To this end, we will use the median error rate (MER) used by [Zestimate](https://www.zillow.com/z/zestimate/) to measure the predictive performance. The error rate is defined as
$$
\text{Error Rate} = \left| \frac{\text{Predicted Price}-\text{Actual Price}}{\text{Actual Price}} \right|
$$
The median error rate is defined as the median of error rates for all properties.

In [None]:
#TODO: Write code to train the network

Plot the training error (MER) over epochs

In [None]:
#TODO: Write code to plot the training error (MER) over epochs

---
## Build the Multi-layer Perceptron Base Model

In the following, we build a multi-layer perception model.

In [None]:
#TODO: Build a multi-layer perception neural network with 2 hidden layers of sizes 256 and 128, respectively and ReLu activations

In [None]:
#TODO: write code to train the MLP network

In [None]:
#TODO: Write code to plot the training error (MER) over epochs

**Question 1**: What are your final training errors of the multilayer perception model and the linear regression model?

---
## Inference on test data

After the MLP model is trained, we can use it for inference.

In [None]:
#TODO: write the code to generate predicted sale prices for test data

In [None]:
#TODO: save the predicted sale prices into submission_csv

Now, we can submit our predictions on Kaggle and see how they compare with the actual house prices (labels) on the test set.

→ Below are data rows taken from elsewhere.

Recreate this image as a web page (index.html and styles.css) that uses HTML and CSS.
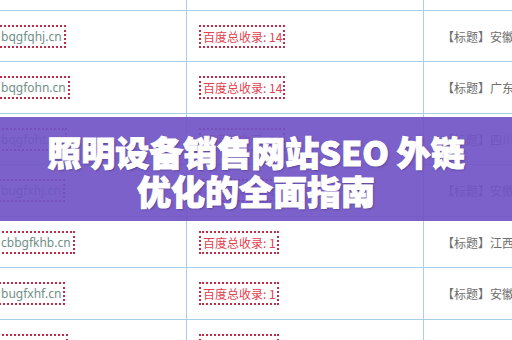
FILE: index.html
```html
<!DOCTYPE html>
<html lang="zh-CN">
<head>
<meta charset="utf-8">
<title>照明设备销售网站SEO 外链优化的全面指南</title>
<link rel="stylesheet" href="styles.css">
</head>
<body>
<div class="page">
  <div class="table">
    <div class="row tall"><div class="cell c1"></div><div class="cell c2"></div><div class="cell c3"></div></div>
    <div class="row short"><div class="cell c1"><span class="box dom">bqgfqhj.cn</span></div><div class="cell c2"><span class="box cnt">百度总收录: 14</span></div><div class="cell c3">【标题】安徽新能源汽车销售</div></div>
    <div class="row tall"><div class="cell c1"><span class="box dom">bqgfohn.cn</span></div><div class="cell c2"><span class="box cnt">百度总收录: 14</span></div><div class="cell c3">【标题】广东汽车配件销售</div></div>
    <div class="row short"><div class="cell c1"><span class="box dom">bqgfoht.cn</span></div><div class="cell c2"><span class="box cnt">百度总收录: 14</span></div><div class="cell c3">【标题】四川天然气设备</div></div>
    <div class="row tall"><div class="cell c1"><span class="box dom">bugfxhj.cn</span></div><div class="cell c2"><span class="box cnt">百度总收录: 1</span></div><div class="cell c3">【标题】安徽服装销售</div></div>
    <div class="row short"><div class="cell c1"><span class="box dom">cbbgfkhb.cn</span></div><div class="cell c2"><span class="box cnt">百度总收录: 1</span></div><div class="cell c3">【标题】江西镇江销售</div></div>
    <div class="row tall"><div class="cell c1"><span class="box dom">bugfxhf.cn</span></div><div class="cell c2"><span class="box cnt">百度总收录: 1</span></div><div class="cell c3">【标题】安徽镇江销售</div></div>
    <div class="row short"><div class="cell c1"><span class="box dom">bqgfxhk.cn</span></div><div class="cell c2"><span class="box cnt">百度总收录: 1</span></div><div class="cell c3">【标题】安徽销售</div></div>
  </div>
  <div class="banner">
    <h1 class="title">照明设备销售网站SEO 外链<br>优化的全面指南</h1>
  </div>
</div>
</body>
</html>
```
FILE: styles.css
```css
html, body {
  margin: 0;
  padding: 0;
  background: #ffffff;
}
.page {
  position: relative;
  width: 512px;
  height: 340px;
  overflow: hidden;
  font-family: "Noto Sans", "Noto Sans CJK SC", sans-serif;
}
.table {
  margin-top: -41px;
  display: flex;
  flex-direction: column;
}
.row {
  display: grid;
  grid-template-columns: 187px 237px 1fr;
  box-sizing: border-box;
  border-bottom: 1px solid #a9cfe8;
}
.row.tall { height: 52px; }
.row.short { height: 51px; }
.cell {
  display: flex;
  align-items: center;
  min-width: 0;
  overflow: hidden;
  white-space: nowrap;
}
.c1, .c2 {
  border-right: 1px solid #a9cfe8;
}
.c2 { padding-left: 12px; }
.c3 {
  padding-left: 18px;
  font-family: "Noto Sans CJK SC", sans-serif;
  font-size: 12px;
  color: #6e6e6e;
}
.box {
  display: inline-block;
  box-sizing: border-box;
  height: 23px;
  line-height: 19px;
  border: 2px dotted #c22b45;
  padding: 0 2px;
  font-size: 12px;
}
.dom {
  margin-left: -5px;
  padding-left: 4px;
  color: #6f8f8a;
  font-size: 12px;
}
.cnt {
  color: #e2414f;
  font-family: "Noto Sans CJK SC", sans-serif;
  padding: 0 1px 0 2px;
}
.banner {
  position: absolute;
  left: 0;
  top: 117px;
  width: 512px;
  height: 104px;
  background: rgba(112, 84, 196, 0.92);
  display: flex;
  align-items: center;
  justify-content: center;
}
.title {
  margin: 0;
  margin-top: 4px;
  font-family: "Noto Sans CJK SC", sans-serif;
  font-weight: 900;
  font-size: 34px;
  line-height: 39px;
  color: #ffffff;
  text-align: center;
  -webkit-text-stroke: 1px #ffffff;
  text-shadow: 1px 1px 2px rgba(40, 20, 80, 0.5);
}
```
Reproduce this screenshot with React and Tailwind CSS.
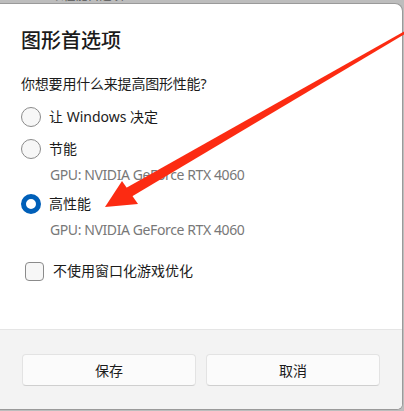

- Log in to the Kaggle website and visit the house price prediction competition page.

- Click the “Submit Predictions”.

- Click the “Browse Files” button in the dashed box at the bottom of the page and select the prediction file you wish to upload.

- Click the “Submit” button at the bottom of the page to view your results.

**Question 2**: What is the test error shown on Kaggle? How does it compare with the train error?